• **DIRECTIONS FOR THIS TASK**
For every line in the records that has the word "interface", make a copy.

• **ROWS**

# # # # # # #

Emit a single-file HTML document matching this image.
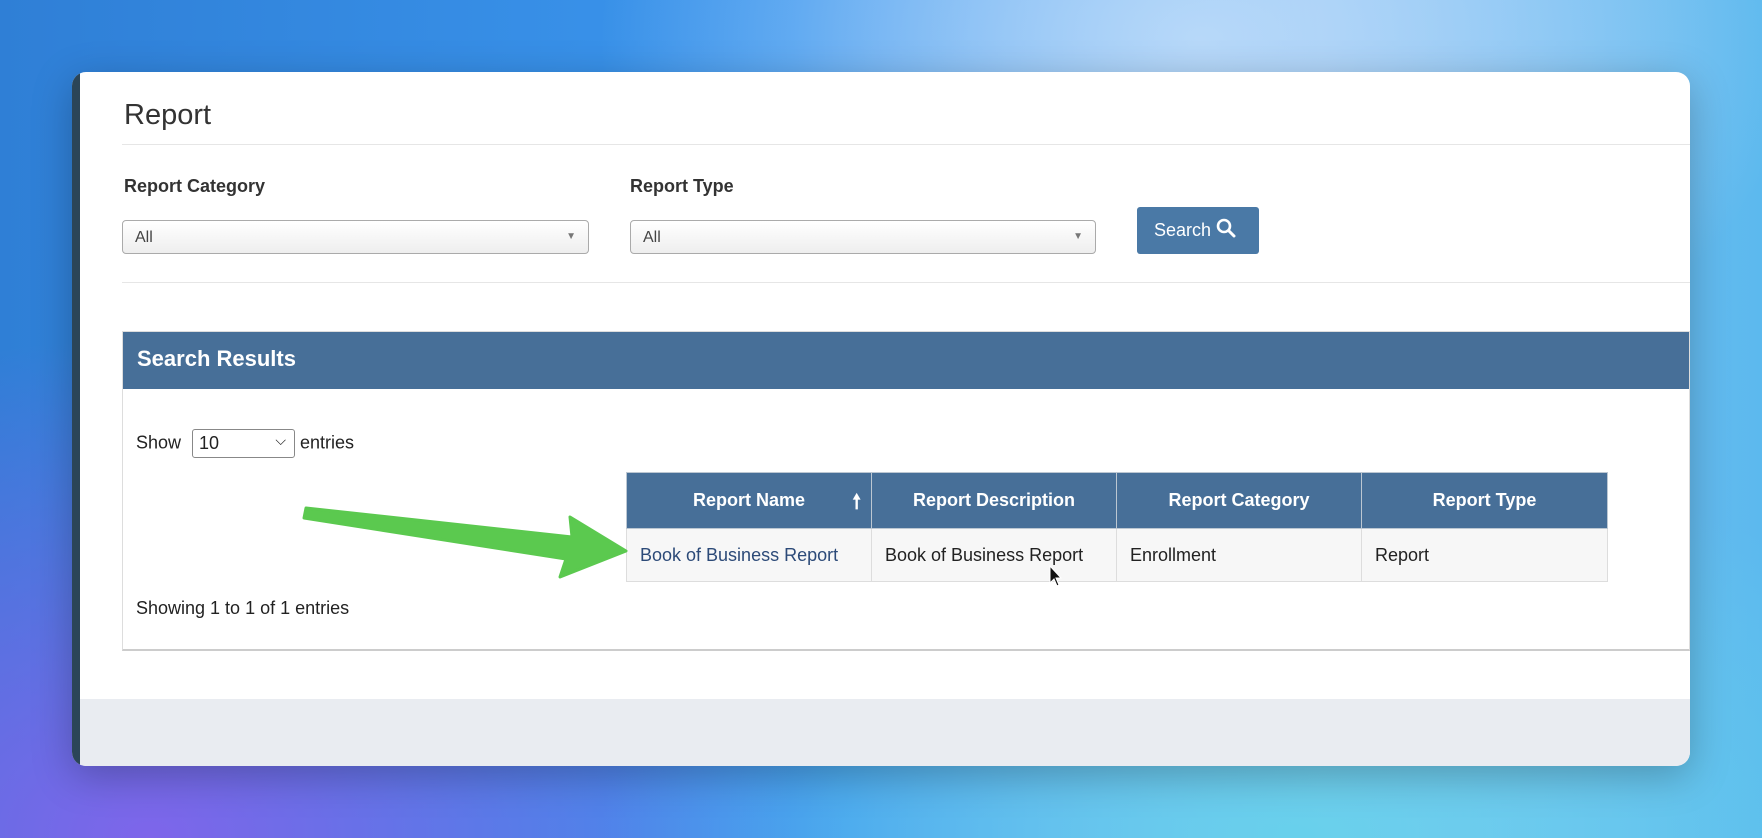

# # # # # # #

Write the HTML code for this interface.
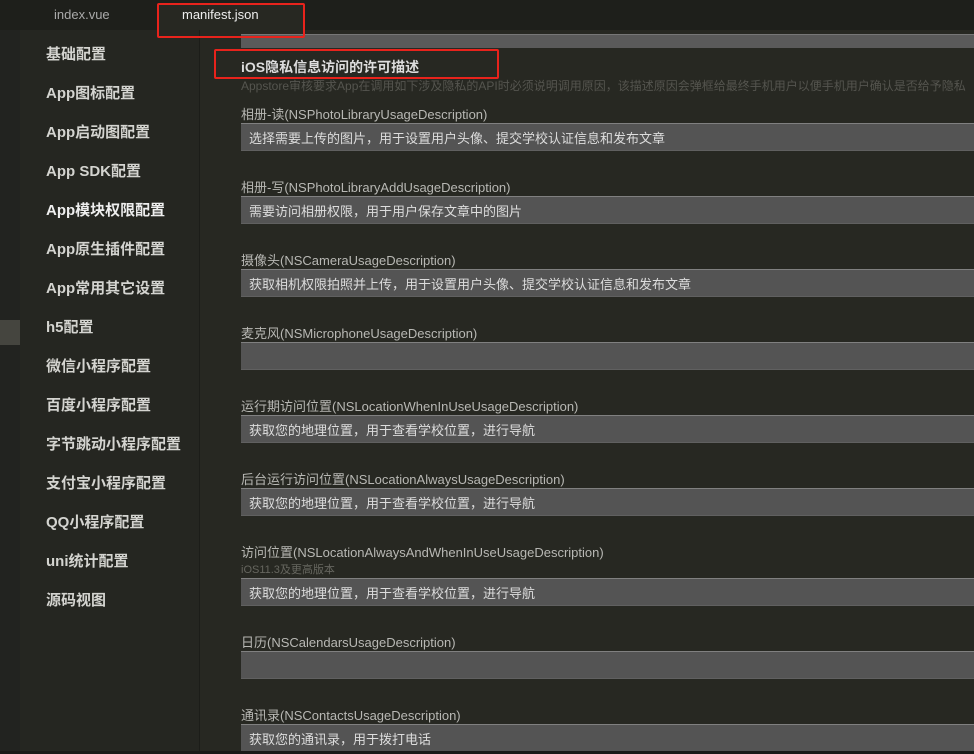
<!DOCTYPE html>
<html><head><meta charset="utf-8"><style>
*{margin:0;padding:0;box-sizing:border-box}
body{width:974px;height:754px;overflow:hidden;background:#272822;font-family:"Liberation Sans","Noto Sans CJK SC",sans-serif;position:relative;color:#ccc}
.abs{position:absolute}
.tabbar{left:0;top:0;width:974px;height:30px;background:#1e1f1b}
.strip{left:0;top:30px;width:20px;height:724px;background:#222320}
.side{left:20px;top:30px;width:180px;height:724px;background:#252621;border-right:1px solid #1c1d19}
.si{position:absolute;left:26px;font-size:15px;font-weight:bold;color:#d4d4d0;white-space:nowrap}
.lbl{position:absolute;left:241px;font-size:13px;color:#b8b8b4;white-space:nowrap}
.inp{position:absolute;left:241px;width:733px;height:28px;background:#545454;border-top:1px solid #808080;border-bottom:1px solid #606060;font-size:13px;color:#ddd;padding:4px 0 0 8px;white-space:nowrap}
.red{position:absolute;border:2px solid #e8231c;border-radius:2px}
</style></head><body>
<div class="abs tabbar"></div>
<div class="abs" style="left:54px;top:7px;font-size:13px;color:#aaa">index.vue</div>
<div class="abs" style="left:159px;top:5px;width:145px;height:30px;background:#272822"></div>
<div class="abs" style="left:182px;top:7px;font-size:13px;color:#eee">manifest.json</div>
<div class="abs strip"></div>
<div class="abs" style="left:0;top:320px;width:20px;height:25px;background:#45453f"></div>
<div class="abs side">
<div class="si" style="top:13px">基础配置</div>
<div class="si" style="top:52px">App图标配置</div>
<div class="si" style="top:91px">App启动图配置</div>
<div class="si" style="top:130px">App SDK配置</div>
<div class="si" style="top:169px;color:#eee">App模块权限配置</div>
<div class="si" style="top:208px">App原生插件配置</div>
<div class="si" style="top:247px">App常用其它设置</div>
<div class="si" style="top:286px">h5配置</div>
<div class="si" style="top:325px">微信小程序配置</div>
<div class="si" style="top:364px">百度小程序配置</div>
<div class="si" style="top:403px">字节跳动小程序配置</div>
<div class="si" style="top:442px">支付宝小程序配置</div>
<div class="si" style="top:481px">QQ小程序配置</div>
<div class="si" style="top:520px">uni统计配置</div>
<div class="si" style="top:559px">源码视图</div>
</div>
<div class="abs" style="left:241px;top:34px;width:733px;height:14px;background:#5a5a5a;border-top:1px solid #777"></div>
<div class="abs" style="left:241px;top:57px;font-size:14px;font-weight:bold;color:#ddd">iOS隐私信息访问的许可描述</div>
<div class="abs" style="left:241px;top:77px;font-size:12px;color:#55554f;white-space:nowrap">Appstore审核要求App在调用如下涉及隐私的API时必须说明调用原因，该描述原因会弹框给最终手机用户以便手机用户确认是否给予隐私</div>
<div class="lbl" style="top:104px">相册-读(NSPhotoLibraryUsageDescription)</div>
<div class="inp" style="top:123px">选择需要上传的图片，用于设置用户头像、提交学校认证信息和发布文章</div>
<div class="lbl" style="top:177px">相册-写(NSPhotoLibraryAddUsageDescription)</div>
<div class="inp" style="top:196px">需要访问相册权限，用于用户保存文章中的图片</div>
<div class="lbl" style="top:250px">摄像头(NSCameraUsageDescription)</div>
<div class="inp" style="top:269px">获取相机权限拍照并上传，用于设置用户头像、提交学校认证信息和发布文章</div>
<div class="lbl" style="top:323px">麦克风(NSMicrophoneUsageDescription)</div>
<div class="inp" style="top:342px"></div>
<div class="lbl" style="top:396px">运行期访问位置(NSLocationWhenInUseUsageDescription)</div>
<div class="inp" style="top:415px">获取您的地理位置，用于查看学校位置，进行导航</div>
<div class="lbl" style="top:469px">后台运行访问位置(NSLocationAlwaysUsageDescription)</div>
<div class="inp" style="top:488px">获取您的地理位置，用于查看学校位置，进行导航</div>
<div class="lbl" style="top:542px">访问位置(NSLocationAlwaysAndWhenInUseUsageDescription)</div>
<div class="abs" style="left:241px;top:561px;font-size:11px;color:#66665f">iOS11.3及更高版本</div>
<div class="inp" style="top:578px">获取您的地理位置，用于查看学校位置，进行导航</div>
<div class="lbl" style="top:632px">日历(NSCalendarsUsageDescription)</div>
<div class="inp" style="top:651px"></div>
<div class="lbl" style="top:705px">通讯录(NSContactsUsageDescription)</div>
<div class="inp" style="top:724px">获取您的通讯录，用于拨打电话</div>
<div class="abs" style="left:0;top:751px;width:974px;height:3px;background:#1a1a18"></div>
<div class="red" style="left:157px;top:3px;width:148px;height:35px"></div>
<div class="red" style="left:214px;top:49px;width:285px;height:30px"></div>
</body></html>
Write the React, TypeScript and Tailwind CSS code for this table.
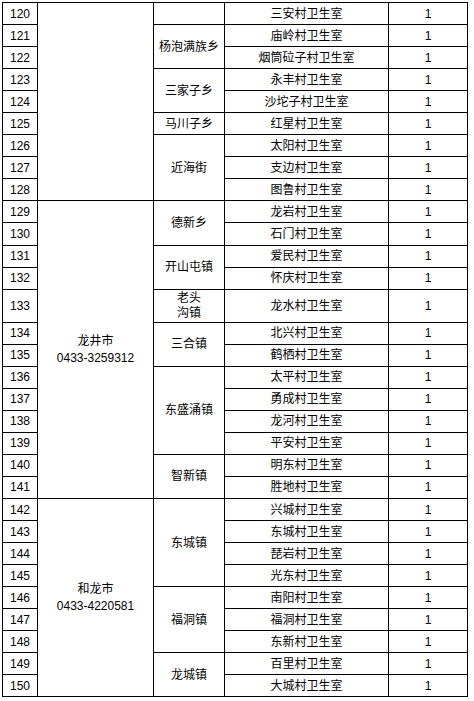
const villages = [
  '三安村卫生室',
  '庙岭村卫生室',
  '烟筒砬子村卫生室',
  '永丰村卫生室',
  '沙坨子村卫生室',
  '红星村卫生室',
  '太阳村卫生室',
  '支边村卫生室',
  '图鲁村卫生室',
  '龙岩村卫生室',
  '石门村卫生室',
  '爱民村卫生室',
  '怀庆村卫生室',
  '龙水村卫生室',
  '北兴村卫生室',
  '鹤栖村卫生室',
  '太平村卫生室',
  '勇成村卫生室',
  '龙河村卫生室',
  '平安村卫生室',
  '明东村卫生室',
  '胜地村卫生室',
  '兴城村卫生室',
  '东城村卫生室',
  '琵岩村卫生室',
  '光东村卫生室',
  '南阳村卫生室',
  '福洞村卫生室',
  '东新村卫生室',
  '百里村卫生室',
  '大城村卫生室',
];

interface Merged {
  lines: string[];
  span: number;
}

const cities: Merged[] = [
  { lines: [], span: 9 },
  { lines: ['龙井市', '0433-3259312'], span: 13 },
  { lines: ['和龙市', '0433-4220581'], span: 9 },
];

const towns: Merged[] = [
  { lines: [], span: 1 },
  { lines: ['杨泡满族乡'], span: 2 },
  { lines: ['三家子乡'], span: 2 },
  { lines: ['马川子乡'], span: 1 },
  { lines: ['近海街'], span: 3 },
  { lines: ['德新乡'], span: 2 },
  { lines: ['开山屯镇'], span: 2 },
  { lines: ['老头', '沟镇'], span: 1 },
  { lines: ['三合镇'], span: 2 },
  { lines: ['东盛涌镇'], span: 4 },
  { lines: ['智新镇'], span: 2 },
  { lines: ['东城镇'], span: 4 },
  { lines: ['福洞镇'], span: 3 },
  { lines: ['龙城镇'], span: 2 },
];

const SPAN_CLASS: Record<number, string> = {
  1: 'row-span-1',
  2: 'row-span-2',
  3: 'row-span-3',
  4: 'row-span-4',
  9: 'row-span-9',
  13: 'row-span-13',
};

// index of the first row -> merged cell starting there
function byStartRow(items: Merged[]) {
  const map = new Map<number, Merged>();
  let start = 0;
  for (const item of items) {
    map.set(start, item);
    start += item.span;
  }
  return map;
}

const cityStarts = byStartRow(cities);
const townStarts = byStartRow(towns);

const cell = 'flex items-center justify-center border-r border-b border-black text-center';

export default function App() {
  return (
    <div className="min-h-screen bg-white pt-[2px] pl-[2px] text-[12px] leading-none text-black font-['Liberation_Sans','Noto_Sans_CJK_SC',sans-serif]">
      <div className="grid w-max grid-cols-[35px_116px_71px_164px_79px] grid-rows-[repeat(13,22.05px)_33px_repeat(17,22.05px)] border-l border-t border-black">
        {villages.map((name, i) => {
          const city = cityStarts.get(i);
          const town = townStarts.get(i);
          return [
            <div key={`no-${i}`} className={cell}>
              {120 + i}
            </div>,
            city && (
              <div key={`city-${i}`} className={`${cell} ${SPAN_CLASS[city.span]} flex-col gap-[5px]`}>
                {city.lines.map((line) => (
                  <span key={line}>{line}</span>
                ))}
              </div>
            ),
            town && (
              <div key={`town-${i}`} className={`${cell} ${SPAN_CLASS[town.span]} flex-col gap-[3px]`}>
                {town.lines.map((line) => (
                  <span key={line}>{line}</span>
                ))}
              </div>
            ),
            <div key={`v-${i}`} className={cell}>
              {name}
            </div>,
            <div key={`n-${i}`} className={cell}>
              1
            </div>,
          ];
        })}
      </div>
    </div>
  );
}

# # # # # # #

• **OUTPUT BELOW**
Write the HTML code for this interface.
interface Merged {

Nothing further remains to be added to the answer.